Vietnam's Industry and Trade Ministry, in an official letter, told India to uphold international practice -= referring to the ban, the government statement said, adding that it had Thursday asked the Vietnam embassy in India to deliver the letter.

The letter also urged India to "soon abolish the suspension of the import", the government statement said.

India has agreed to remove the suspension against several items, the Saigon Times quoted Nguyen Mai Oanh, deputy chairwoman of the Vietnam Pepper Association, as saying late Friday. 

"India will abolish the suspension order on the import of agro-products from Vietnam", after Vietnam's agriculture ministry officials met Thursday with the Indian embassy in Hanoi, she was quoted as saying.

In return, Vietnam will adjust its decision on the suspension of five commodities from India and resume their import, Oanh said in the report.

India's ban has delayed several shipments of Vietnamese coffee and pushed down pepper prices on Vietnam's domestic markets in recent days, traders and industry officials say. Vietnam is the world's largest exporter of robusta coffee and black pepper.

The country's coffee export volume on March 1-15 fell 10 percent from the same period last year to 81,000 tons, based on Vietnam Customs' data released Friday.
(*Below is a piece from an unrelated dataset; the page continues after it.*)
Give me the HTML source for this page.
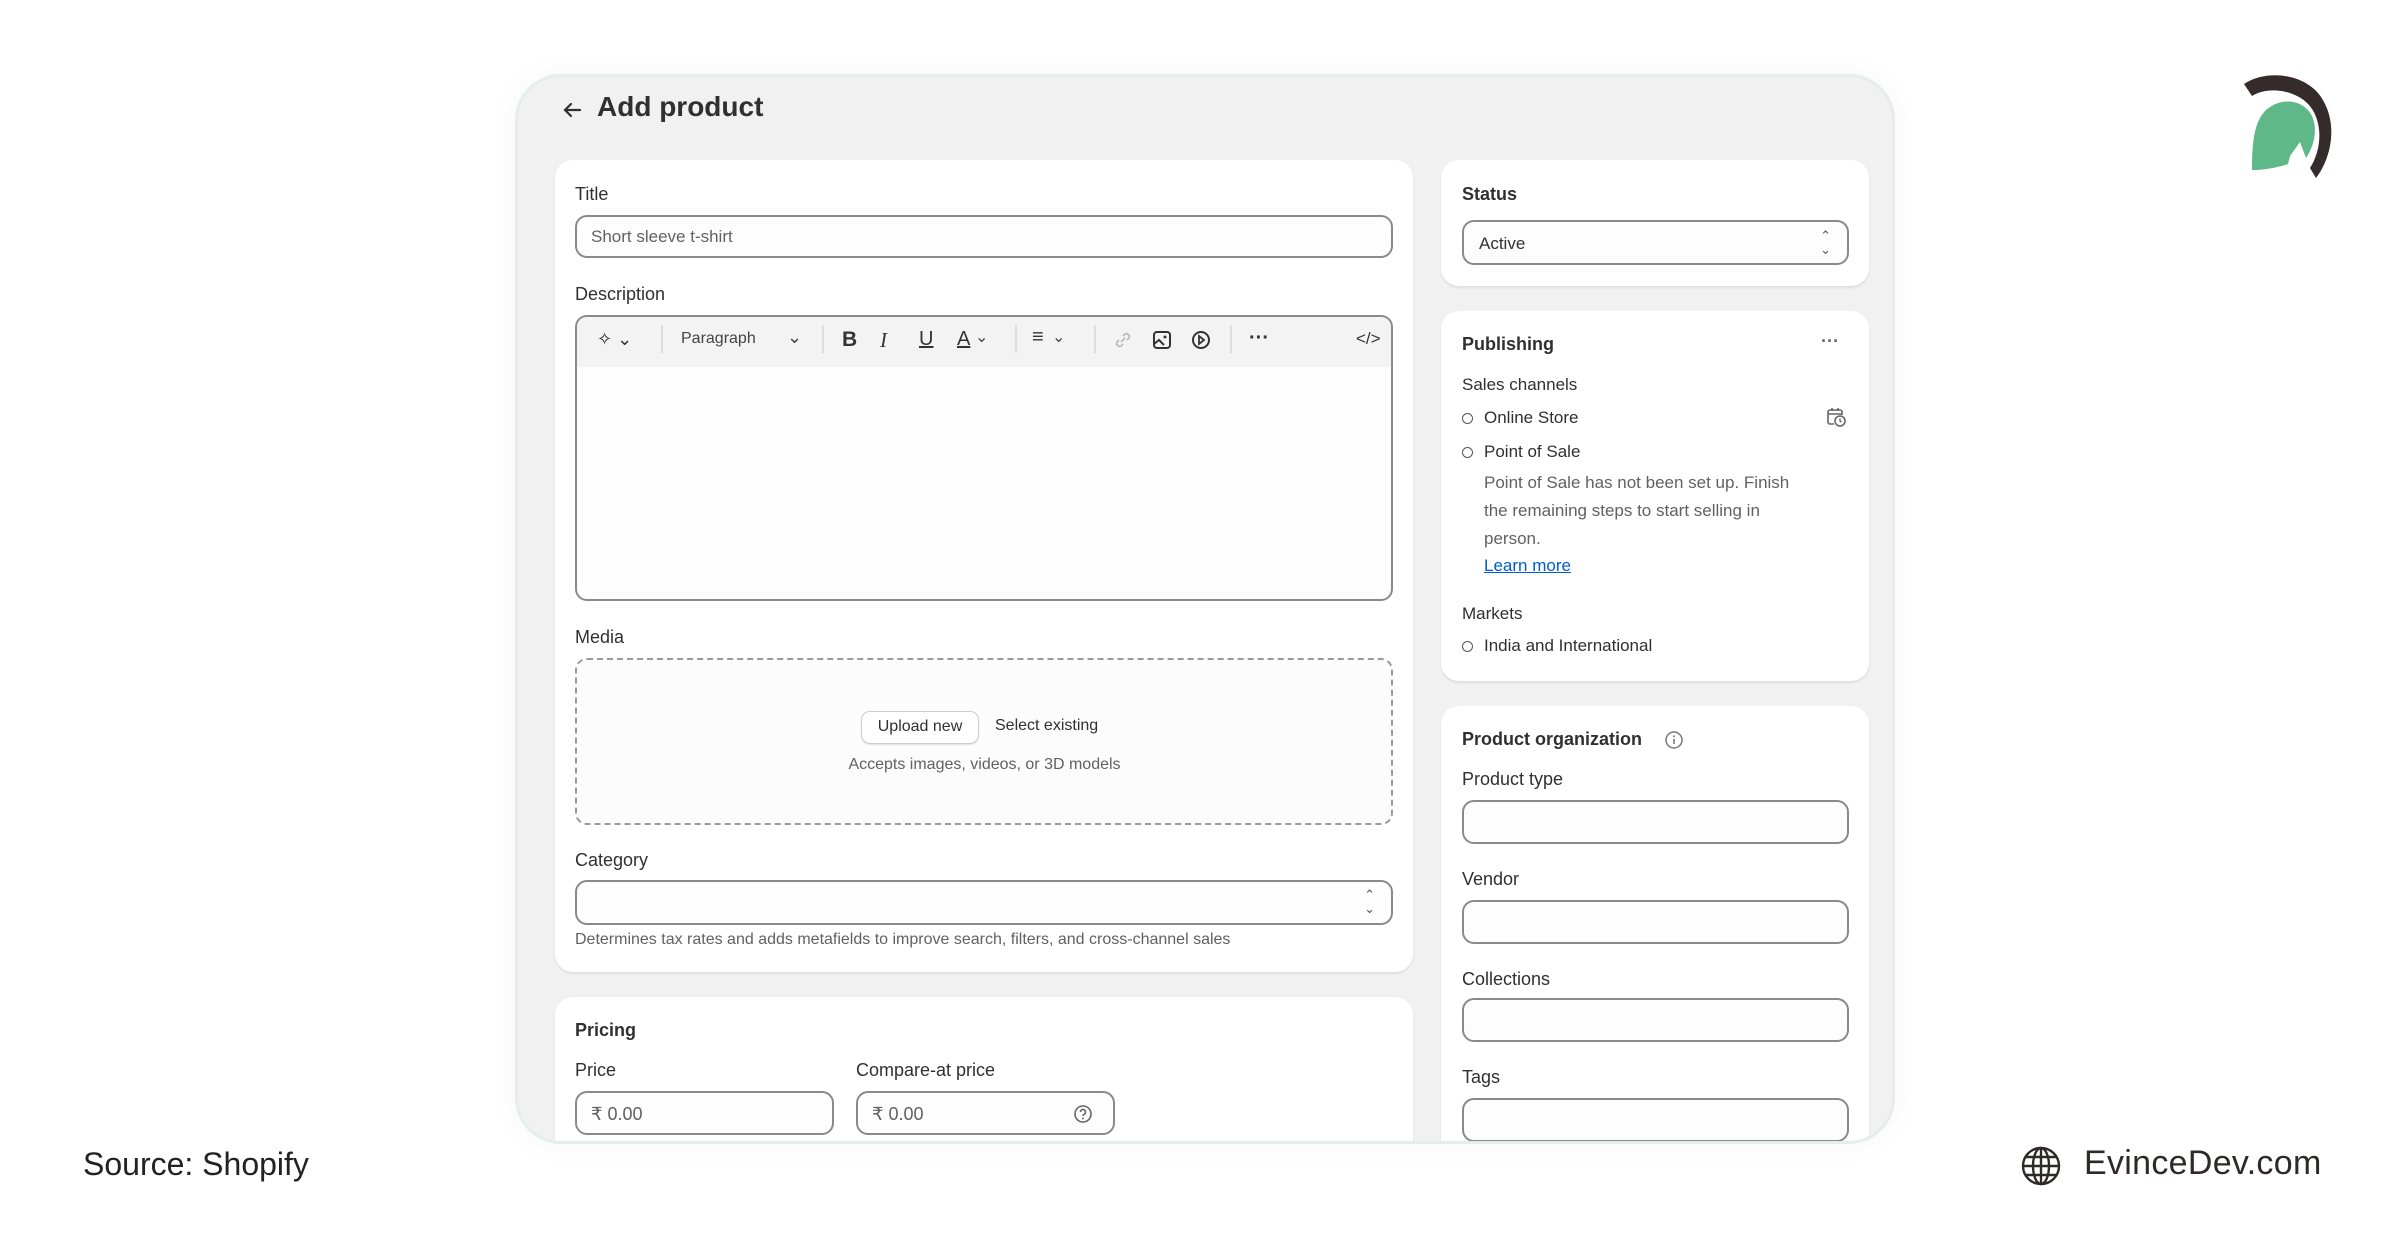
<!DOCTYPE html>
<html><head><meta charset="utf-8"><style>
*{margin:0;padding:0;box-sizing:border-box}
body{width:2400px;height:1256px;background:#fff;font-family:"Liberation Sans",sans-serif;color:#303030;position:relative;overflow:hidden}
.a{position:absolute;white-space:nowrap}
.frame{position:absolute;left:515px;top:74px;width:1380px;height:1070px;background:#f1f1f1;border:3px solid #e3efe8;border-radius:46px;overflow:hidden;box-shadow:0 0 30px rgba(0,0,0,.04)}
.card{position:absolute;background:#fff;border-radius:18px;box-shadow:0 2px 2px rgba(0,0,0,.08)}
.lbl{font-size:18px;color:#303030}
.b{font-weight:bold}
.inp{position:absolute;border:2px solid #8a8a8a;border-radius:12px;background:#fdfdfd}
.mut{color:#616161}
</style></head><body>
<div class="frame">
 <svg class="a" style="left:42px;top:21px" width="24" height="24" viewBox="0 0 24 24"><path d="M20 12H5M11 6l-6 6 6 6" stroke="#303030" stroke-width="2.2" fill="none" stroke-linecap="round"/></svg>
 <div class="a b" style="left:79px;top:14px;font-size:28px;color:#303030">Add product</div>

 <div class="card" style="left:37px;top:83px;width:858px;height:812px">
  <div class="a lbl" style="left:20px;top:24px">Title</div>
  <div class="inp" style="left:20px;top:55px;width:818px;height:43px"><span class="a" style="left:14px;top:10px;font-size:17px;color:#616161">Short sleeve t-shirt</span></div>
  <div class="a lbl" style="left:20px;top:124px">Description</div>
  <div class="inp" style="left:20px;top:155px;width:818px;height:286px;overflow:hidden">
   <div style="height:50px;background:#f3f3f3"></div>
   <div class="a" style="left:20px;top:12px;font-size:18px;color:#303030">✧ ⌄</div>
   <div class="a" style="left:84px;top:8px;width:2px;height:28px;background:#ddd"></div>
   <div class="a" style="left:104px;top:13px;font-size:16px;color:#444">Paragraph</div>
   <div class="a" style="left:210px;top:10px;font-size:18px;color:#444">⌄</div>
   <div class="a" style="left:245px;top:8px;width:2px;height:28px;background:#ddd"></div>
   <div class="a b" style="left:265px;top:11px;font-size:21px;color:#333">B</div>
   <div class="a" style="left:303px;top:11px;font-size:21px;font-style:italic;font-family:'Liberation Serif',serif;color:#333">I</div>
   <div class="a" style="left:342px;top:11px;font-size:20px;text-decoration:underline;color:#333">U</div>
   <div class="a" style="left:380px;top:11px;font-size:20px;text-decoration:underline;color:#333">A</div>
   <div class="a" style="left:398px;top:10px;font-size:16px;color:#444">⌄</div>
   <div class="a" style="left:438px;top:8px;width:2px;height:28px;background:#ddd"></div>
   <div class="a" style="left:455px;top:9px;font-size:20px;color:#333">≡</div>
   <div class="a" style="left:475px;top:10px;font-size:16px;color:#444">⌄</div>
   <div class="a" style="left:517px;top:8px;width:2px;height:28px;background:#ddd"></div>
   <svg class="a" style="left:535px;top:12px" width="22" height="22" viewBox="0 0 22 22"><path d="M9 13l4-4M7 11l-2 2a3 3 0 004 4l2-2M15 11l2-2a3 3 0 00-4-4l-2 2" stroke="#bbb" stroke-width="1.8" fill="none"/></svg>
   <svg class="a" style="left:574px;top:12px" width="22" height="22" viewBox="0 0 22 22"><rect x="3" y="3" width="16" height="16" rx="3" stroke="#333" stroke-width="2" fill="none"/><circle cx="14" cy="8" r="1.5" fill="#333"/><path d="M3 15l5-4 5 5" stroke="#333" stroke-width="2" fill="none"/></svg>
   <svg class="a" style="left:613px;top:12px" width="22" height="22" viewBox="0 0 22 22"><circle cx="11" cy="11" r="8" stroke="#333" stroke-width="2" fill="none"/><path d="M9 7l5 4-5 4z" stroke="#333" stroke-width="1.8" fill="none"/></svg>
   <div class="a" style="left:653px;top:8px;width:2px;height:28px;background:#ddd"></div>
   <div class="a b" style="left:672px;top:10px;font-size:20px;color:#333">···</div>
   <div class="a" style="left:779px;top:12px;font-size:17px;color:#333">&lt;/&gt;</div>
  </div>
  <div class="a lbl" style="left:20px;top:467px">Media</div>
  <div class="a" style="left:20px;top:498px;width:818px;height:167px;border:2px dashed #9a9a9a;border-radius:12px;background:#fcfcfc">
   <div class="a" style="left:284px;top:51px;width:118px;height:33px;border:1.5px solid #ccc;border-radius:9px;background:#fff;box-shadow:0 1px 1px rgba(0,0,0,.1);font-size:16px;text-align:center;line-height:30px;color:#303030">Upload new</div>
   <div class="a" style="left:418px;top:57px;font-size:16px;color:#303030">Select existing</div>
   <div class="a mut" style="left:0;width:815px;text-align:center;top:96px;font-size:16px">Accepts images, videos, or 3D models</div>
  </div>
  <div class="a lbl" style="left:20px;top:690px">Category</div>
  <div class="inp" style="left:20px;top:720px;width:818px;height:45px"><span class="a" style="right:16px;top:6px;font-size:13px;line-height:14px;color:#555;text-align:center">⌃<br>⌄</span></div>
  <div class="a mut" style="left:20px;top:771px;font-size:16px">Determines tax rates and adds metafields to improve search, filters, and cross-channel sales</div>
 </div>

 <div class="card" style="left:37px;top:920px;width:858px;height:300px">
  <div class="a lbl b" style="left:20px;top:23px">Pricing</div>
  <div class="a lbl" style="left:20px;top:63px">Price</div>
  <div class="a lbl" style="left:301px;top:63px">Compare-at price</div>
  <div class="inp" style="left:20px;top:94px;width:259px;height:44px"><span class="a mut" style="left:14px;top:11px;font-size:18px">₹ 0.00</span></div>
  <div class="inp" style="left:301px;top:94px;width:259px;height:44px"><span class="a mut" style="left:14px;top:11px;font-size:18px">₹ 0.00</span>
   <svg class="a" style="left:215px;top:11px" width="20" height="20" viewBox="0 0 20 20"><circle cx="10" cy="10" r="8" stroke="#666" stroke-width="1.6" fill="none"/><path d="M7.5 8a2.5 2.5 0 114 2c-1 .6-1.5 1-1.5 2" stroke="#666" stroke-width="1.6" fill="none"/><circle cx="10" cy="14.5" r="1" fill="#666"/></svg></div>
 </div>

 <div class="card" style="left:923px;top:83px;width:428px;height:126px">
  <div class="a lbl b" style="left:21px;top:24px">Status</div>
  <div class="inp" style="left:21px;top:60px;width:387px;height:45px"><span class="a" style="left:15px;top:12px;font-size:17px">Active</span><span class="a" style="right:16px;top:7px;font-size:13px;line-height:14px;color:#555">⌃<br>⌄</span></div>
 </div>

 <div class="card" style="left:923px;top:234px;width:428px;height:370px">
  <div class="a lbl b" style="left:21px;top:23px">Publishing</div>
  <div class="a b" style="left:380px;top:20px;font-size:18px;color:#666">···</div>
  <div class="a lbl" style="left:21px;top:64px;font-size:17px">Sales channels</div>
  <div class="a" style="left:21px;top:102px;width:11px;height:11px;border:1.5px solid #555;border-radius:50%"></div>
  <div class="a" style="left:43px;top:97px;font-size:17px">Online Store</div>
  <svg class="a" style="left:383px;top:94px" width="24" height="24" viewBox="0 0 24 24"><path d="M10 19H6a2 2 0 01-2-2V7a2 2 0 012-2h10a2 2 0 012 2v3M4 9h14M8 3v3M14 3v3" stroke="#666" stroke-width="1.6" fill="none"/><circle cx="16" cy="16" r="5" stroke="#666" stroke-width="1.6" fill="none"/><path d="M16 13.5V16l1.5 1" stroke="#666" stroke-width="1.4" fill="none"/></svg>
  <div class="a" style="left:21px;top:136px;width:11px;height:11px;border:1.5px solid #555;border-radius:50%"></div>
  <div class="a" style="left:43px;top:131px;font-size:17px">Point of Sale</div>
  <div class="a mut" style="left:43px;top:158px;font-size:17px;line-height:28px">Point of Sale has not been set up. Finish<br>the remaining steps to start selling in<br>person.</div>
  <div class="a" style="left:43px;top:245px;font-size:17px;color:#005bd3;text-decoration:underline">Learn more</div>
  <div class="a lbl" style="left:21px;top:293px;font-size:17px">Markets</div>
  <div class="a" style="left:21px;top:330px;width:11px;height:11px;border:1.5px solid #555;border-radius:50%"></div>
  <div class="a" style="left:43px;top:325px;font-size:17px">India and International</div>
 </div>

 <div class="card" style="left:923px;top:629px;width:428px;height:500px">
  <div class="a lbl b" style="left:21px;top:23px">Product organization</div>
  <svg class="a" style="left:223px;top:24px" width="20" height="20" viewBox="0 0 20 20"><circle cx="10" cy="10" r="8" stroke="#777" stroke-width="1.5" fill="none"/><path d="M10 9v5" stroke="#777" stroke-width="1.6"/><circle cx="10" cy="6.3" r="1" fill="#777"/></svg>
  <div class="a lbl" style="left:21px;top:63px">Product type</div>
  <div class="inp" style="left:21px;top:94px;width:387px;height:44px"></div>
  <div class="a lbl" style="left:21px;top:163px">Vendor</div>
  <div class="inp" style="left:21px;top:194px;width:387px;height:44px"></div>
  <div class="a lbl" style="left:21px;top:263px">Collections</div>
  <div class="inp" style="left:21px;top:292px;width:387px;height:44px"></div>
  <div class="a lbl" style="left:21px;top:361px">Tags</div>
  <div class="inp" style="left:21px;top:392px;width:387px;height:44px"></div>
 </div>
</div>

<svg class="a" style="left:2238px;top:72px" width="104" height="110" viewBox="0 0 104 110">
 <path d="M6 12 C30 -4 72 2 86 30 C100 56 92 88 78 106 L72 96 C86 74 84 44 68 30 C54 18 30 14 14 24 Z" fill="#352b2a"/>
 <path d="M14 98 C14 70 16 50 28 38 C44 24 66 28 74 44 C80 58 76 74 68 86 L62 70 L52 84 L50 92 C38 96 24 98 14 98 Z M20 56 L30 52 L28 62 Z" fill="#5fb887"/>
</svg>

<div class="a" style="left:83px;top:1146px;font-size:32px;color:#222">Source: Shopify</div>
<svg class="a" style="left:2020px;top:1145px" width="42" height="42" viewBox="0 0 42 42"><g stroke="#2e2a29" stroke-width="2.4" fill="none"><circle cx="21" cy="21" r="18"/><ellipse cx="21" cy="21" rx="8" ry="18"/><path d="M21 3v36M3 21h36M6 12h30M6 30h30"/></g></svg>
<div class="a" style="left:2084px;top:1144px;font-size:34px;color:#2e2a29;letter-spacing:.3px">EvinceDev.com</div>
</body></html>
Traders in Vietnam said if the situation is prolonged, Indian roasters would have had to buy their raw material from African nations.

While domestic pepper prices have eased, due in part also to the ongoing harvest, Vietnam has shipped 13,600 tons of the spice in the first half of March to various destinations, up 31 percent from a year ago, based on customs data.

Last year India, the third-biggest buyer of Vietnamese pepper after the United States and the United Arab Emirates, imported 11,100 tons of the spice, up 37 percent from 2015, the customs data showed.